* _WORK REQUIRED_: Each line from the top of the listing through the one holding "bg-transparent pr-5 text-right" should be restated word for word, with nothing added and no pictures.

* _RECORDED DATA_:
>>>>
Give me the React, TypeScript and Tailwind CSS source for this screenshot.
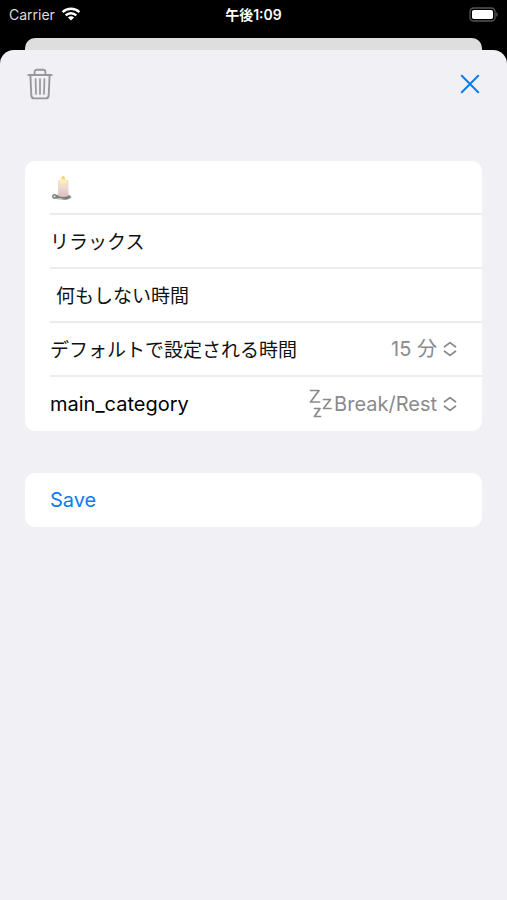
import React, { useState } from "react";

const field = "w-full bg-transparent text-[19px] text-[#111] outline-none";
const row = "flex h-[54px] items-center pr-[25px]";
const value =
  "appearance-none bg-transparent pr-5 text-right text-[20px] text-[#8a8a8e] outline-none field-sizing-content";

function StatusBar() {
  return (
    <header className="grid h-7 grid-cols-3 items-center px-[9px] text-[14px] text-white">
      <div className="flex items-center gap-1.5 text-[#dcdcdc]">
        <span>Carrier</span>
        <svg width="20" height="14" viewBox="0 0 20 14" fill="none" stroke="#fff" strokeWidth="2.4">
          <path d="M1.6 5.2a12 12 0 0 1 16.8 0" />
          <path d="M4.7 8.4a7.5 7.5 0 0 1 10.6 0" />
          <path d="M10 13.6 6.9 10.5a4.4 4.4 0 0 1 6.2 0z" fill="#fff" stroke="none" />
        </svg>
      </div>
      <div className="text-center font-semibold">午後1:09</div>
      <div className="flex justify-end">
        <svg width="29" height="15" viewBox="0 0 29 15">
          <rect x="1" y="1" width="25" height="13" rx="3.6" fill="none" stroke="#555" strokeWidth="1.3" />
          <rect x="3" y="3" width="21" height="9" rx="1.8" fill="#fff" />
          <path d="M27.4 5.2c1.7.6 1.7 4 0 4.6z" fill="#666" />
        </svg>
      </div>
    </header>
  );
}

function TrashIcon() {
  return (
    <svg
      width="26"
      height="32"
      viewBox="0 0 26 32"
      fill="none"
      stroke="#98989c"
      strokeWidth="1.9"
      strokeLinecap="round"
      strokeLinejoin="round"
    >
      <path d="M1.4 7h23.2" />
      <path d="M7.6 7V4.2c0-1.500.9-2.400 2.400-2.400h6c1.500 0 2.400.9 2.400 2.400V7" />
      <path d="M3.400 7l.9 20.400c.1 1.900 1.200 3 3.100 3h11.200c1.900 0 3-1.100 3.100-3L22.600 7" />
      <path d="M8.600 11l.4 15M13 11v15M17.400 11l-.4 15" strokeWidth="1.7" />
    </svg>
  );
}

function CandleIcon() {
  return (
    <svg width="24" height="28" viewBox="0 0 24 28">
      <defs>
        <linearGradient id="wax" x1="0" y1="0" x2="0" y2="1">
          <stop offset="0" stopColor="#fbe3b0" />
          <stop offset="0.4" stopColor="#f0dcd5" />
          <stop offset="1" stopColor="#d6bfc0" />
        </linearGradient>
        <linearGradient id="plate" x1="0" y1="0" x2="1" y2="0">
          <stop offset="0" stopColor="#777" />
          <stop offset="0.35" stopColor="#d6d6d6" />
          <stop offset="0.7" stopColor="#777" />
          <stop offset="1" stopColor="#aaa" />
        </linearGradient>
      </defs>
      <ellipse cx="13" cy="24" rx="8.5" ry="3" fill="url(#plate)" />
      <ellipse cx="13" cy="23.4" rx="7" ry="2" fill="#777" />
      <circle cx="4.500" cy="23.400" r="1.800" fill="#ddd" stroke="#777" strokeWidth="1.300" />
      <path d="M8 7.500q5-1.800 10.500 0V23q-5.200 2.200-10.500 0z" fill="url(#wax)" />
      <path d="M13.200 2.400c2.600 2.400 2.700 5 0 5.400-2.700-.4-2.600-3 0-5.400z" fill="#f6d072" />
      <ellipse cx="13.200" cy="8.300" rx="3.600" ry="2.200" fill="#fdeeb5" />
    </svg>
  );
}

function ZzzIcon() {
  return (
    <svg
      width="24"
      height="30"
      viewBox="0 0 24 30"
      fill="none"
      stroke="#8a8a8e"
      strokeWidth="1.7"
      strokeLinecap="round"
      strokeLinejoin="round"
      aria-hidden="true"
    >
      <path d="M2.500 1.500h8.500L2.500 13h9" />
      <path d="M15.500 10.500h7l-7 9h7.500" />
      <path d="M6.500 19.500H12L6.500 27.500h6" />
    </svg>
  );
}

function Chevrons() {
  return (
    <svg
      className="pointer-events-none absolute right-0"
      width="14"
      height="16"
      viewBox="0 0 14 16"
      fill="none"
      stroke="#8a8a8e"
      strokeWidth="1.7"
      strokeLinecap="round"
      strokeLinejoin="round"
    >
      <path d="M1.500 5.800 7 1.600l5.500 4.200M1.500 10.200 7 14.400l5.500-4.200" />
    </svg>
  );
}

export default function App() {
  const [title, setTitle] = useState("リラックス");
  const [memo, setMemo] = useState("何もしない時間");
  const [minutes, setMinutes] = useState("15");
  const [category, setCategory] = useState("break");

  return (
    <div className="flex min-h-screen flex-col bg-black font-[Inter,'Noto_Sans_CJK_JP',sans-serif]">
      <StatusBar />

      {/* 後ろのシート */}
      <div className="mx-[25px] mt-2.5 h-3 rounded-t-[10px] bg-[#dedede]" />

      <main className="grow rounded-t-[14px] bg-[#f0f0f5] px-[25px]">
        <div className="flex h-[68px] items-center justify-between px-0.5">
          <button type="button" aria-label="削除">
            <TrashIcon />
          </button>
          <button type="button" aria-label="閉じる">
            <svg width="20" height="20" viewBox="0 0 20 20" stroke="#0a7cf5" strokeWidth="2" strokeLinecap="round">
              <path d="M1.800 1.800l16.400 16.400M18.200 1.800 1.800 18.200" />
            </svg>
          </button>
        </div>

        <form className="mt-[43px]" onSubmit={(e) => e.preventDefault()}>
          <div className="divide-y-2 divide-[#ececee] rounded-[10px] bg-white pl-[25px]">
            <div className={row}>
              <button type="button" aria-label="アイコン">
                <CandleIcon />
              </button>
            </div>
            <div className={`${row} pt-1`}>
              <input
                className={field}
                aria-label="タイトル"
                value={title}
                onChange={(e) => setTitle(e.target.value)}
              />
            </div>
            <div className={`${row} pt-1`}>
              <input
                className={`${field} pl-1.5`}
                aria-label="メモ"
                value={memo}
                onChange={(e) => setMemo(e.target.value)}
              />
            </div>
            <div className={`${row} justify-between`}>
              <label htmlFor="minutes" className="pt-1 text-[19px] text-[#111]">
                デフォルトで設定される時間
              </label>
              <div className="relative flex items-center">
                <select
                  id="minutes"
                  className={value}
                  value={minutes}
                  onChange={(e) => setMinutes(e.target.value)}
                >
                  <option value="15">15 分</option>
                  <option value="30">30 分</option>
                </select>
                <Chevrons />
              </div>
            </div>
            <div className={`${row} justify-between`}>
              <label htmlFor="category" className="text-[20px]">
                main_category
              </label>
              <div className="relative flex items-center gap-0.5">
                <ZzzIcon />
                <select
                  id="category"
                  className={value}
                  value={category}
                  onChange={(e) => setCategory(e.target.value)}
                >
                  <option value="break">Break/Rest</option>
                </select>
                <Chevrons />
              </div>
            </div>
          </div>

          <button
            type="submit"
            className="mt-[42px] h-[54px] w-full rounded-[10px] bg-white pl-[25px] text-left text-[20px] text-[#0a7cf5]"
          >
            Save
          </button>
        </form>
      </main>
    </div>
  );
}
<<<<
* _RESPONSE_:
Give me the React, TypeScript and Tailwind CSS source for this screenshot.
import React, { useState } from "react";

const field = "w-full bg-transparent text-[19px] text-[#111] outline-none";
const row = "flex h-[54px] items-center pr-[25px]";
const value =
  "appearance-none bg-transparent pr-5 text-right text-[20px] text-[#8a8a8e] outline-none field-sizing-content";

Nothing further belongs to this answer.